## BEGIN DATASET EXCERPT
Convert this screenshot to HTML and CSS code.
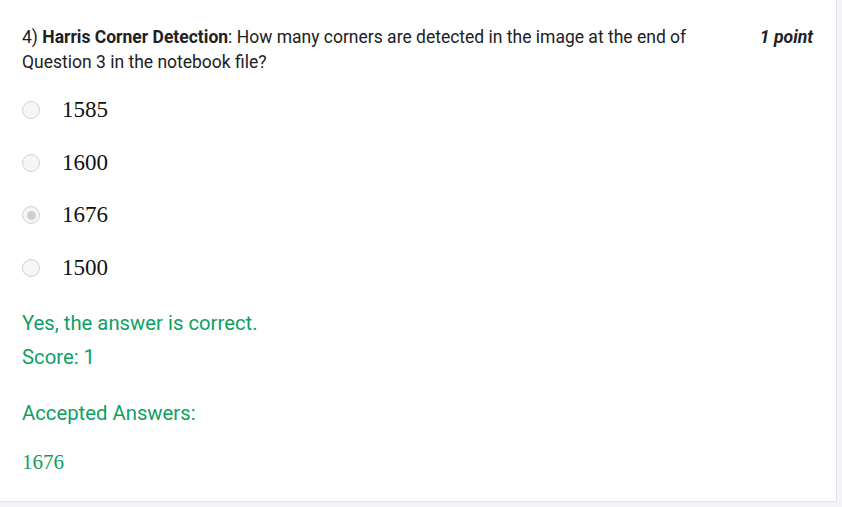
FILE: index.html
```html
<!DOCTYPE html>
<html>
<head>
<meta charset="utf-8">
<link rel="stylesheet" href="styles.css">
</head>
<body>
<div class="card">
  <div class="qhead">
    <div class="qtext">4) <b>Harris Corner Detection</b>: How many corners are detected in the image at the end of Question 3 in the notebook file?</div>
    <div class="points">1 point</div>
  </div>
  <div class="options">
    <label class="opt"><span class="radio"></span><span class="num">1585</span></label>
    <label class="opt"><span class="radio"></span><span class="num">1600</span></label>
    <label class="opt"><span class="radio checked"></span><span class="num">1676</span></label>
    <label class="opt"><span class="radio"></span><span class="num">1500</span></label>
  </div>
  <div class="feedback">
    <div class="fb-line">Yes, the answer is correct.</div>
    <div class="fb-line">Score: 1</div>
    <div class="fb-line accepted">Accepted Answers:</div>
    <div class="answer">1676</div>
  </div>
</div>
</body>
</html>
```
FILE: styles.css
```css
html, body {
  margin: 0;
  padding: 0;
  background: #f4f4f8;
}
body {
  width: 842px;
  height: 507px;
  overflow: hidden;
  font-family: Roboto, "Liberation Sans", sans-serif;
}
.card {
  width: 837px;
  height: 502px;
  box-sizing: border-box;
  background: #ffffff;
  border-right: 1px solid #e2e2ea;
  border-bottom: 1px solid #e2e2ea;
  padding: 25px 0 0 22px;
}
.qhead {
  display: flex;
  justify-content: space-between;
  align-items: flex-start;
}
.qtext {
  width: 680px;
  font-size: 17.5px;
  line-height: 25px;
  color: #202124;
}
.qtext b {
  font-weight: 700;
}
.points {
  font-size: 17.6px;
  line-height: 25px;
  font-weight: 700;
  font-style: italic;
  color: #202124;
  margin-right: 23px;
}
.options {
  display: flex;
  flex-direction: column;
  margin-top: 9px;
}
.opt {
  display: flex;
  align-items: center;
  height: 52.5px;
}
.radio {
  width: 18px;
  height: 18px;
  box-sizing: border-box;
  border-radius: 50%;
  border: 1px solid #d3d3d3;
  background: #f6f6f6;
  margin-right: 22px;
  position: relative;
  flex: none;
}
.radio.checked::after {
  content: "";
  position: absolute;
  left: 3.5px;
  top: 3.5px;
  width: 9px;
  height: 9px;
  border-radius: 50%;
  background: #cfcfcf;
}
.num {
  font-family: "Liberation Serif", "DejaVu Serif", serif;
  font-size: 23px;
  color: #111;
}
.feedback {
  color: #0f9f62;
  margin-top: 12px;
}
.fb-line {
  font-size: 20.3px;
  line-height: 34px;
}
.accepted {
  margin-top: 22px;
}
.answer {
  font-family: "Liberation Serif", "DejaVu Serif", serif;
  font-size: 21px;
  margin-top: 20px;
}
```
## END DATASET EXCERPT
PROBLEM TO WORK ON
Copy all the data exactly as written, but skip any picture.

RESPONSE
Convert this screenshot to HTML and CSS code.
FILE: index.html
```html
<!DOCTYPE html>
<html>
<head>
<meta charset="utf-8">
<link rel="stylesheet" href="styles.css">
</head>
<body>
<div class="card">
  <div class="qhead">
    <div class="qtext">4) <b>Harris Corner Detection</b>: How many corners are detected in the image at the end of Question 3 in the notebook file?</div>
    <div class="points">1 point</div>
  </div>
  <div class="options">
    <label class="opt"><span class="radio"></span><span class="num">1585</span></label>
    <label class="opt"><span class="radio"></span><span class="num">1600</span></label>
    <label class="opt"><span class="radio checked"></span><span class="num">1676</span></label>
    <label class="opt"><span class="radio"></span><span class="num">1500</span></label>
  </div>
  <div class="feedback">
    <div class="fb-line">Yes, the answer is correct.</div>
    <div class="fb-line">Score: 1</div>
    <div class="fb-line accepted">Accepted Answers:</div>
    <div class="answer">1676</div>
  </div>
</div>
</body>
</html>
```
FILE: styles.css
```css
html, body {
  margin: 0;
  padding: 0;
  background: #f4f4f8;
}
body {
  width: 842px;
  height: 507px;
  overflow: hidden;
  font-family: Roboto, "Liberation Sans", sans-serif;
}
.card {
  width: 837px;
  height: 502px;
  box-sizing: border-box;
  background: #ffffff;
  border-right: 1px solid #e2e2ea;
  border-bottom: 1px solid #e2e2ea;
  padding: 25px 0 0 22px;
}
.qhead {
  display: flex;
  justify-content: space-between;
  align-items: flex-start;
}
.qtext {
  width: 680px;
  font-size: 17.5px;
  line-height: 25px;
  color: #202124;
}
.qtext b {
  font-weight: 700;
}
.points {
  font-size: 17.6px;
  line-height: 25px;
  font-weight: 700;
  font-style: italic;
  color: #202124;
  margin-right: 23px;
}
.options {
  display: flex;
  flex-direction: column;
  margin-top: 9px;
}
.opt {
  display: flex;
  align-items: center;
  height: 52.5px;
}
.radio {
  width: 18px;
  height: 18px;
  box-sizing: border-box;
  border-radius: 50%;
  border: 1px solid #d3d3d3;
  background: #f6f6f6;
  margin-right: 22px;
  position: relative;
  flex: none;
}
.radio.checked::after {
  content: "";
  position: absolute;
  left: 3.5px;
  top: 3.5px;
  width: 9px;
  height: 9px;
  border-radius: 50%;
  background: #cfcfcf;
}
.num {
  font-family: "Liberation Serif", "DejaVu Serif", serif;
  font-size: 23px;
  color: #111;
}
.feedback {
  color: #0f9f62;
  margin-top: 12px;
}
.fb-line {
  font-size: 20.3px;
  line-height: 34px;
}
.accepted {
  margin-top: 22px;
}
.answer {
  font-family: "Liberation Serif", "DejaVu Serif", serif;
  font-size: 21px;
  margin-top: 20px;
}
```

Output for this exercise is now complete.